Learning Methods for Data Science
(데이터사이언스를 위한 학습이론)

Fall 2020

Tue/Thu, 12:30 - 13:45

Instructor: Yongdai Kim (ydkim903@snu.ac.kr)

Summary

This subject covers the principles of various methodologies used in statistical learning. It mainly covers supervised learning methodologies, and unsupervised learning methodologies if time permits. Topics cover linear models, shrinkage, decision trees and ensembles, SVM and RKHS, empirical risk minimization, deep learning, and etc. An undergraduate-level of mathematical statistics and knowledge of regression analysis and machine learning algorithm programs are required.

Goal

This course teaches principles and methodologies of learning for data analytics which is a core technology to extract useful information from data.
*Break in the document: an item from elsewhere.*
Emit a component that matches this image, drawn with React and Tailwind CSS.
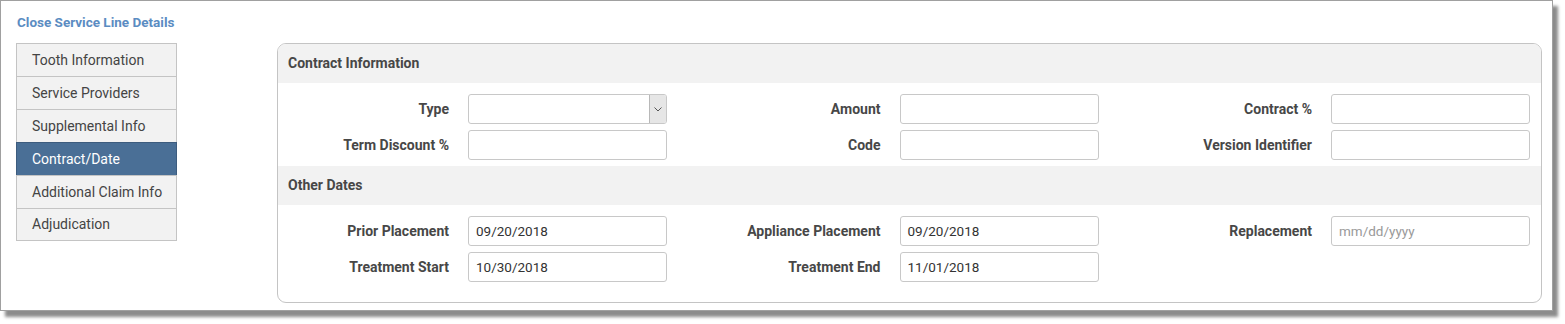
import React from 'react';

const tabs = [
  'Tooth Information',
  'Service Providers',
  'Supplemental Info',
  'Contract/Date',
  'Additional Claim Info',
  'Adjudication',
];

const Field = ({ label, value, placeholder, select, last }) => (
  <div className={`flex items-center ${last ? 'flex-1' : 'w-[431.5px] shrink-0'}`}>
    <div className="w-[171px] shrink-0 text-right text-[14px] font-bold text-[#474747]">{label}</div>
    {label && (
      select ? (
        <div className="ml-[19px] w-[199px] h-[30px] border border-[#c8c8c8] rounded-[3px] flex justify-end overflow-hidden">
          <div className="w-[17px] h-full bg-[#e6e6e6] border-l border-[#b8b8b8] flex items-center justify-center">
            <svg width="8" height="5" viewBox="0 0 8 5" fill="none">
              <path d="M0.5 0.5 L4 4 L7.5 0.5" stroke="#555" strokeWidth="1" />
            </svg>
          </div>
        </div>
      ) : (
        <div className="ml-[19px] w-[199px] h-[30px] border border-[#c8c8c8] rounded-[3px] flex items-center px-[7px] text-[13.5px]">
          {value ? <span className="text-[#333]">{value}</span> : <span className="text-[#999]">{placeholder}</span>}
        </div>
      )
    )}
  </div>
);

const Section = ({ title, rows, last }) => (
  <>
    <div className="h-[39px] bg-[#f2f2f2] flex items-center pl-[10px] text-[14px] font-bold text-[#474747]">{title}</div>
    <div className={`pt-[11px] flex flex-col gap-[6px] ${last ? 'pb-[20px]' : 'pb-[6px]'}`}>
      {rows.map((row, i) => (
        <div key={i} className="flex">
          {row.map((f, j) => <Field key={j} {...f} last={j === row.length - 1} />)}
        </div>
      ))}
    </div>
  </>
);

export default function App() {
  return (
    <div className="bg-white w-[1565px] h-[324px]" style={{ fontFamily: 'Roboto, "Liberation Sans", sans-serif' }}>
      <div className="w-[1553px] h-[311px] border border-[#a0a0a0] bg-white shadow-[5px_6px_3px_rgba(0,0,0,0.45)] pl-[15px] pt-[13px]">
        <div className="text-[13.5px] font-bold text-[#5b8cc2] leading-[16px] pl-[1px]">Close Service Line Details</div>
        <div className="flex mt-[13px]">
          <div className="w-[161px] flex flex-col">
            {tabs.map((t, i) => {
              const active = t === 'Contract/Date';
              return (
                <div
                  key={t}
                  className={`h-[33px] flex items-center pl-[15px] text-[14px] border-x border-t ${i === tabs.length - 1 ? 'border-b' : ''} ${active ? 'bg-[#4a6f96] text-white border-[#3d5c7e]' : 'bg-[#f2f2f2] text-[#444] border-[#c4c4c4]'}`}
                >
                  {t}
                </div>
              );
            })}
          </div>
          <div className="ml-[100px] w-[1265px] h-[260px] border border-[#c4c4c4] rounded-[9px] overflow-hidden">
            <Section
              title="Contract Information"
              rows={[
                [{ label: 'Type', select: true }, { label: 'Amount' }, { label: 'Contract %' }],
                [{ label: 'Term Discount %' }, { label: 'Code' }, { label: 'Version Identifier' }],
              ]}
            />
            <Section
              title="Other Dates"
              last
              rows={[
                [
                  { label: 'Prior Placement', value: '09/20/2018' },
                  { label: 'Appliance Placement', value: '09/20/2018' },
                  { label: 'Replacement', placeholder: 'mm/dd/yyyy' },
                ],
                [
                  { label: 'Treatment Start', value: '10/30/2018' },
                  { label: 'Treatment End', value: '11/01/2018' },
                  { label: '' },
                ],
              ]}
            />
          </div>
        </div>
      </div>
    </div>
  );
}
Various data analytic methodologies used in data mining, machine learning and deep learning are summarized, and background principles and theories governing these methodologies are studied. Topics including likelihood principle, estimation of probability density, non-parametric regression, classification and decision theory, shrinkage and regularization, sparse learning, decision trees and ensembles, SVM and deep learning are covered and related theories including concentration of measure and minimax optimality are treated.

Content

1. Introduction to statistical learning

2. Linear classifier

3. Shrinkage estimator

4. Model assessment and selection

5. Basis expansion and Kernel methods

6. Model assessment

7. Ensemble

8. Midterm Exam

9 Function estimation on high dimensions

10. Support Vector Machine (SVM)

11. Empirical risk minimization

12. Kernel machines

13. Deep learning: Introduction

14. Deep learning: Theories

15. Final Exam

Grading Policy

  • · Attendance: 10%

  • · Assignment: 20%

  • · Midterm Exam: 30%

  • · Final Exam: 40%

Prerequisite

Mathematical Statistics, Undergraduate level of Statistical Knowledge (e.g. Regression Analysis), Machine Learning Programs

Note

  • · There is no practice in this subject, but data analysis is in the homework assignments.
  • · Students have to learn the computing programs used in the course on their own.